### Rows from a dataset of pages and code
━━━━
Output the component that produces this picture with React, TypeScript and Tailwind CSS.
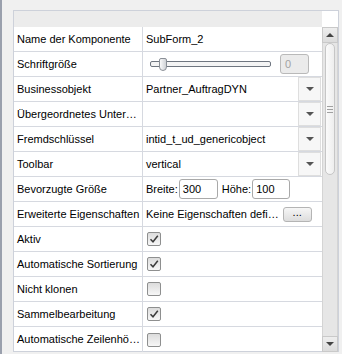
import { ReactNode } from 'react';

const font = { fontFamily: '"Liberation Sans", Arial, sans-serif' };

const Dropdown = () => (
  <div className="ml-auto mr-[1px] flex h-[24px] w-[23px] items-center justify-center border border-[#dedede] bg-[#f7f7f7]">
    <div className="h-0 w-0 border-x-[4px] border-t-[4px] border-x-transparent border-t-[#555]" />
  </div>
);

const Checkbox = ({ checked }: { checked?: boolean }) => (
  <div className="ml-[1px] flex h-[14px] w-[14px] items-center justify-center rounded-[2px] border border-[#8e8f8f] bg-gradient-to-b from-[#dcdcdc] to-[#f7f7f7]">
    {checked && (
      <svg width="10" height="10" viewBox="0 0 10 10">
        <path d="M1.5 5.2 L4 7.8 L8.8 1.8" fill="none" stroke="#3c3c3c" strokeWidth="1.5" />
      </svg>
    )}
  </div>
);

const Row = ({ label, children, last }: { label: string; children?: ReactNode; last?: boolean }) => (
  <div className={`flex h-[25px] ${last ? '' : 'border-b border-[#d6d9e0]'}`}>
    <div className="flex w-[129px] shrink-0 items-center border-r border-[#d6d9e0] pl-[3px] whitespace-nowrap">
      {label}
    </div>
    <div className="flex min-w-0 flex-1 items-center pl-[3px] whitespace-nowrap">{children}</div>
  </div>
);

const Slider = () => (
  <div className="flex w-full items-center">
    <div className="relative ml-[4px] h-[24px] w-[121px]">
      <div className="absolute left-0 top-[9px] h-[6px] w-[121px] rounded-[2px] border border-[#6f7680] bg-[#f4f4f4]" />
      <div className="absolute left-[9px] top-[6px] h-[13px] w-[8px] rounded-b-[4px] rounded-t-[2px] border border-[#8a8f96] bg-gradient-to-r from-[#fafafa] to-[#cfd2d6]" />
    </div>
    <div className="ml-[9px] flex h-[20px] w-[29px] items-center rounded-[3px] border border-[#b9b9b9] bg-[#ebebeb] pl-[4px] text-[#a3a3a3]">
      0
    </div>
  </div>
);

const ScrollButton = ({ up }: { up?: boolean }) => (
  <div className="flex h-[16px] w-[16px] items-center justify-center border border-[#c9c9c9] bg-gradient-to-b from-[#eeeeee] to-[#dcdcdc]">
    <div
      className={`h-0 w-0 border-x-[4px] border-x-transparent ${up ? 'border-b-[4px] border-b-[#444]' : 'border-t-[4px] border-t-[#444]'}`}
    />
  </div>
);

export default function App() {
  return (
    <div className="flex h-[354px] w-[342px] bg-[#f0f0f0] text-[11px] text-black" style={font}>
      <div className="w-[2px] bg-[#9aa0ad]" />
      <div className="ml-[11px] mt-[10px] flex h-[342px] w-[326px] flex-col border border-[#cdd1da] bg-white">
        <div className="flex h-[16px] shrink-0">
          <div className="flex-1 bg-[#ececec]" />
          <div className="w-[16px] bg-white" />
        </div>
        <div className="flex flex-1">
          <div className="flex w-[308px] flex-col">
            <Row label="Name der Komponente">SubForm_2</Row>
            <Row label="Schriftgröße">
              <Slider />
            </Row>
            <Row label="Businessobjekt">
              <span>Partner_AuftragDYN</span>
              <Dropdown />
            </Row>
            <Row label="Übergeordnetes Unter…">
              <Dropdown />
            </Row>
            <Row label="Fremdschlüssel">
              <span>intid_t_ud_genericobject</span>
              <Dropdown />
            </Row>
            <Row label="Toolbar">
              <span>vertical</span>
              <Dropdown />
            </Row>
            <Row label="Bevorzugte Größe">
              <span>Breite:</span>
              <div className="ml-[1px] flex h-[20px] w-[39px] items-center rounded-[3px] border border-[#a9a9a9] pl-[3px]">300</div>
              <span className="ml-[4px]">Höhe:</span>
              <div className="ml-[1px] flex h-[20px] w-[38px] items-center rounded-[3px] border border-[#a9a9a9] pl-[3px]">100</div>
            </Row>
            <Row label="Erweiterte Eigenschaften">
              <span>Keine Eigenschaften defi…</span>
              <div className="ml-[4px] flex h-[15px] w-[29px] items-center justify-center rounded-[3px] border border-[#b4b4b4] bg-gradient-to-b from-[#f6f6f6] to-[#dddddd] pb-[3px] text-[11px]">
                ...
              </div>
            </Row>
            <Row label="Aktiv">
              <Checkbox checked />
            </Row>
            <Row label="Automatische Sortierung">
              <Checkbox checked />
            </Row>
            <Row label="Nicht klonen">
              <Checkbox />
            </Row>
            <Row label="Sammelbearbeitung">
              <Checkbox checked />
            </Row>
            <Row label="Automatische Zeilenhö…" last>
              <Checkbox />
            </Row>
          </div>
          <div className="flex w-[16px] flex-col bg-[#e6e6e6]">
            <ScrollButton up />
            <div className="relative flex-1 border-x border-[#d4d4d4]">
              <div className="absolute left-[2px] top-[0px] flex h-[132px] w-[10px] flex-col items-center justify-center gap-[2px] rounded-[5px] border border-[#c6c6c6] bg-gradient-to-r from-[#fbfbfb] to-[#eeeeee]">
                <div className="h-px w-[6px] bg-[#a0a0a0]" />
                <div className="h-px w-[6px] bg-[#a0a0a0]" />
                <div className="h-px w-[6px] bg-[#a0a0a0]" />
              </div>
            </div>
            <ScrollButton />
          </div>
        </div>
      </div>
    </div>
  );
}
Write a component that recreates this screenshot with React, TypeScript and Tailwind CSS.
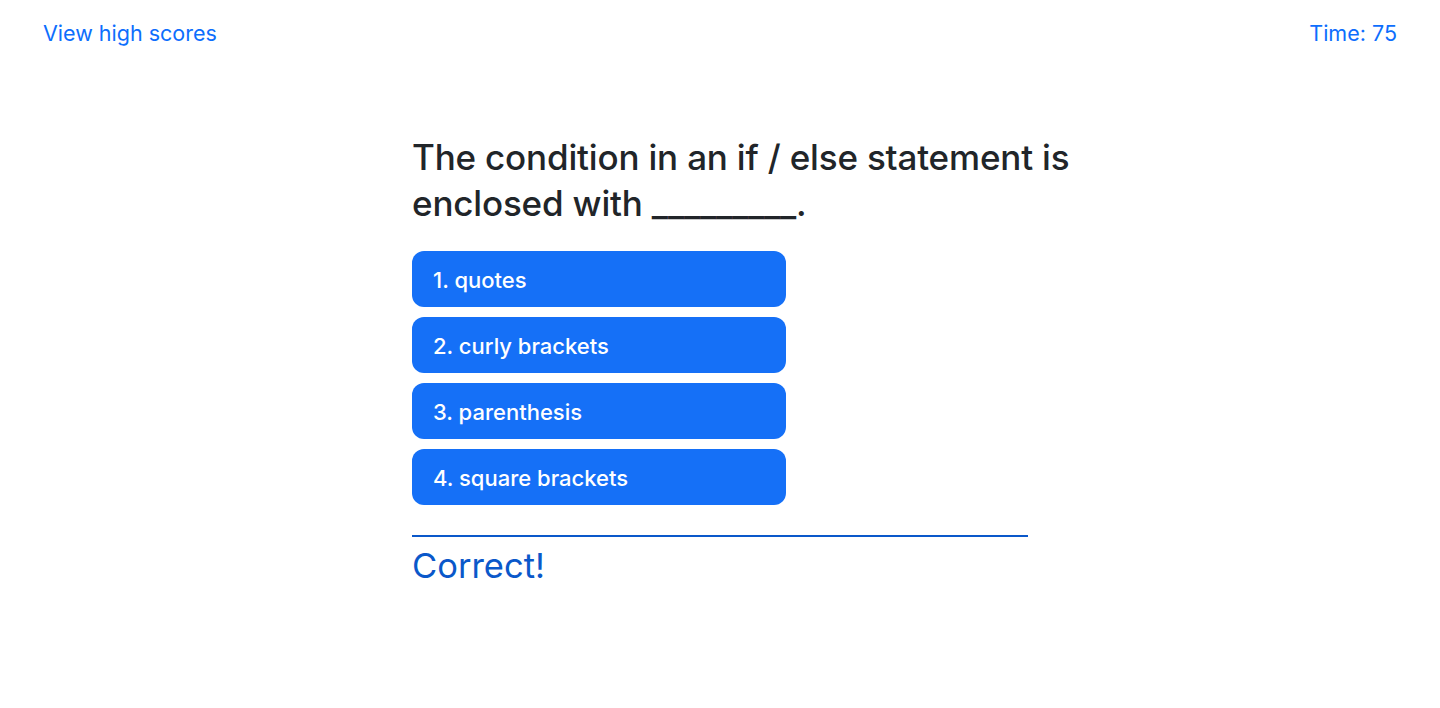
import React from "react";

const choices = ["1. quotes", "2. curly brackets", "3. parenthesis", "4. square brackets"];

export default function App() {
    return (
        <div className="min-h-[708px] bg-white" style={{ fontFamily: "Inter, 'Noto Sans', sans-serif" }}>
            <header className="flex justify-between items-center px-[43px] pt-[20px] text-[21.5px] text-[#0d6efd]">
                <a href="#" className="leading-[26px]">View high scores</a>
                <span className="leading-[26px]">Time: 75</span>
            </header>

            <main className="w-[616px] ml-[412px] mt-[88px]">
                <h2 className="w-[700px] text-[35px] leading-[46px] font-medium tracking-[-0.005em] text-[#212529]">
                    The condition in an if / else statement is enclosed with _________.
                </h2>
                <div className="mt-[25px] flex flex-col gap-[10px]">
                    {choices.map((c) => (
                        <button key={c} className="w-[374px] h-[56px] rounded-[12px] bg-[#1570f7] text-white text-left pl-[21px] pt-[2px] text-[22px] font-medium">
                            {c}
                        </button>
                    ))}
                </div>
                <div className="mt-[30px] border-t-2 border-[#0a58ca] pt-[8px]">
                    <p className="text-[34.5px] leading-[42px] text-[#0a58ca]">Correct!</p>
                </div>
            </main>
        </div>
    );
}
━━━━
What is needed is an exact reproduction of the data, pictures excluded.

### Exercise response
Output the component that produces this picture with React, TypeScript and Tailwind CSS.
import { ReactNode } from 'react';

const font = { fontFamily: '"Liberation Sans", Arial, sans-serif' };

const Dropdown = () => (
  <div className="ml-auto mr-[1px] flex h-[24px] w-[23px] items-center justify-center border border-[#dedede] bg-[#f7f7f7]">
    <div className="h-0 w-0 border-x-[4px] border-t-[4px] border-x-transparent border-t-[#555]" />
  </div>
);

const Checkbox = ({ checked }: { checked?: boolean }) => (
  <div className="ml-[1px] flex h-[14px] w-[14px] items-center justify-center rounded-[2px] border border-[#8e8f8f] bg-gradient-to-b from-[#dcdcdc] to-[#f7f7f7]">
    {checked && (
      <svg width="10" height="10" viewBox="0 0 10 10">
        <path d="M1.5 5.2 L4 7.8 L8.8 1.8" fill="none" stroke="#3c3c3c" strokeWidth="1.5" />
      </svg>
    )}
  </div>
);

const Row = ({ label, children, last }: { label: string; children?: ReactNode; last?: boolean }) => (
  <div className={`flex h-[25px] ${last ? '' : 'border-b border-[#d6d9e0]'}`}>
    <div className="flex w-[129px] shrink-0 items-center border-r border-[#d6d9e0] pl-[3px] whitespace-nowrap">
      {label}
    </div>
    <div className="flex min-w-0 flex-1 items-center pl-[3px] whitespace-nowrap">{children}</div>
  </div>
);

const Slider = () => (
  <div className="flex w-full items-center">
    <div className="relative ml-[4px] h-[24px] w-[121px]">
      <div className="absolute left-0 top-[9px] h-[6px] w-[121px] rounded-[2px] border border-[#6f7680] bg-[#f4f4f4]" />
      <div className="absolute left-[9px] top-[6px] h-[13px] w-[8px] rounded-b-[4px] rounded-t-[2px] border border-[#8a8f96] bg-gradient-to-r from-[#fafafa] to-[#cfd2d6]" />
    </div>
    <div className="ml-[9px] flex h-[20px] w-[29px] items-center rounded-[3px] border border-[#b9b9b9] bg-[#ebebeb] pl-[4px] text-[#a3a3a3]">
      0
    </div>
  </div>
);

const ScrollButton = ({ up }: { up?: boolean }) => (
  <div className="flex h-[16px] w-[16px] items-center justify-center border border-[#c9c9c9] bg-gradient-to-b from-[#eeeeee] to-[#dcdcdc]">
    <div
      className={`h-0 w-0 border-x-[4px] border-x-transparent ${up ? 'border-b-[4px] border-b-[#444]' : 'border-t-[4px] border-t-[#444]'}`}
    />
  </div>
);

export default function App() {
  return (
    <div className="flex h-[354px] w-[342px] bg-[#f0f0f0] text-[11px] text-black" style={font}>
      <div className="w-[2px] bg-[#9aa0ad]" />
      <div className="ml-[11px] mt-[10px] flex h-[342px] w-[326px] flex-col border border-[#cdd1da] bg-white">
        <div className="flex h-[16px] shrink-0">
          <div className="flex-1 bg-[#ececec]" />
          <div className="w-[16px] bg-white" />
        </div>
        <div className="flex flex-1">
          <div className="flex w-[308px] flex-col">
            <Row label="Name der Komponente">SubForm_2</Row>
            <Row label="Schriftgröße">
              <Slider />
            </Row>
            <Row label="Businessobjekt">
              <span>Partner_AuftragDYN</span>
              <Dropdown />
            </Row>
            <Row label="Übergeordnetes Unter…">
              <Dropdown />
            </Row>
            <Row label="Fremdschlüssel">
              <span>intid_t_ud_genericobject</span>
              <Dropdown />
            </Row>
            <Row label="Toolbar">
              <span>vertical</span>
              <Dropdown />
            </Row>
            <Row label="Bevorzugte Größe">
              <span>Breite:</span>
              <div className="ml-[1px] flex h-[20px] w-[39px] items-center rounded-[3px] border border-[#a9a9a9] pl-[3px]">300</div>
              <span className="ml-[4px]">Höhe:</span>
              <div className="ml-[1px] flex h-[20px] w-[38px] items-center rounded-[3px] border border-[#a9a9a9] pl-[3px]">100</div>
            </Row>
            <Row label="Erweiterte Eigenschaften">
              <span>Keine Eigenschaften defi…</span>
              <div className="ml-[4px] flex h-[15px] w-[29px] items-center justify-center rounded-[3px] border border-[#b4b4b4] bg-gradient-to-b from-[#f6f6f6] to-[#dddddd] pb-[3px] text-[11px]">
                ...
              </div>
            </Row>
            <Row label="Aktiv">
              <Checkbox checked />
            </Row>
            <Row label="Automatische Sortierung">
              <Checkbox checked />
            </Row>
            <Row label="Nicht klonen">
              <Checkbox />
            </Row>
            <Row label="Sammelbearbeitung">
              <Checkbox checked />
            </Row>
            <Row label="Automatische Zeilenhö…" last>
              <Checkbox />
            </Row>
          </div>
          <div className="flex w-[16px] flex-col bg-[#e6e6e6]">
            <ScrollButton up />
            <div className="relative flex-1 border-x border-[#d4d4d4]">
              <div className="absolute left-[2px] top-[0px] flex h-[132px] w-[10px] flex-col items-center justify-center gap-[2px] rounded-[5px] border border-[#c6c6c6] bg-gradient-to-r from-[#fbfbfb] to-[#eeeeee]">
                <div className="h-px w-[6px] bg-[#a0a0a0]" />
                <div className="h-px w-[6px] bg-[#a0a0a0]" />
                <div className="h-px w-[6px] bg-[#a0a0a0]" />
              </div>
            </div>
            <ScrollButton />
          </div>
        </div>
      </div>
    </div>
  );
}
Write a component that recreates this screenshot with React, TypeScript and Tailwind CSS.
import React from "react";

const choices = ["1. quotes", "2. curly brackets", "3. parenthesis", "4. square brackets"];

export default function App() {
    return (
        <div className="min-h-[708px] bg-white" style={{ fontFamily: "Inter, 'Noto Sans', sans-serif" }}>
            <header className="flex justify-between items-center px-[43px] pt-[20px] text-[21.5px] text-[#0d6efd]">
                <a href="#" className="leading-[26px]">View high scores</a>
                <span className="leading-[26px]">Time: 75</span>
            </header>

            <main className="w-[616px] ml-[412px] mt-[88px]">
                <h2 className="w-[700px] text-[35px] leading-[46px] font-medium tracking-[-0.005em] text-[#212529]">
                    The condition in an if / else statement is enclosed with _________.
                </h2>
                <div className="mt-[25px] flex flex-col gap-[10px]">
                    {choices.map((c) => (
                        <button key={c} className="w-[374px] h-[56px] rounded-[12px] bg-[#1570f7] text-white text-left pl-[21px] pt-[2px] text-[22px] font-medium">
                            {c}
                        </button>
                    ))}
                </div>
                <div className="mt-[30px] border-t-2 border-[#0a58ca] pt-[8px]">
                    <p className="text-[34.5px] leading-[42px] text-[#0a58ca]">Correct!</p>
                </div>
            </main>
        </div>
    );
}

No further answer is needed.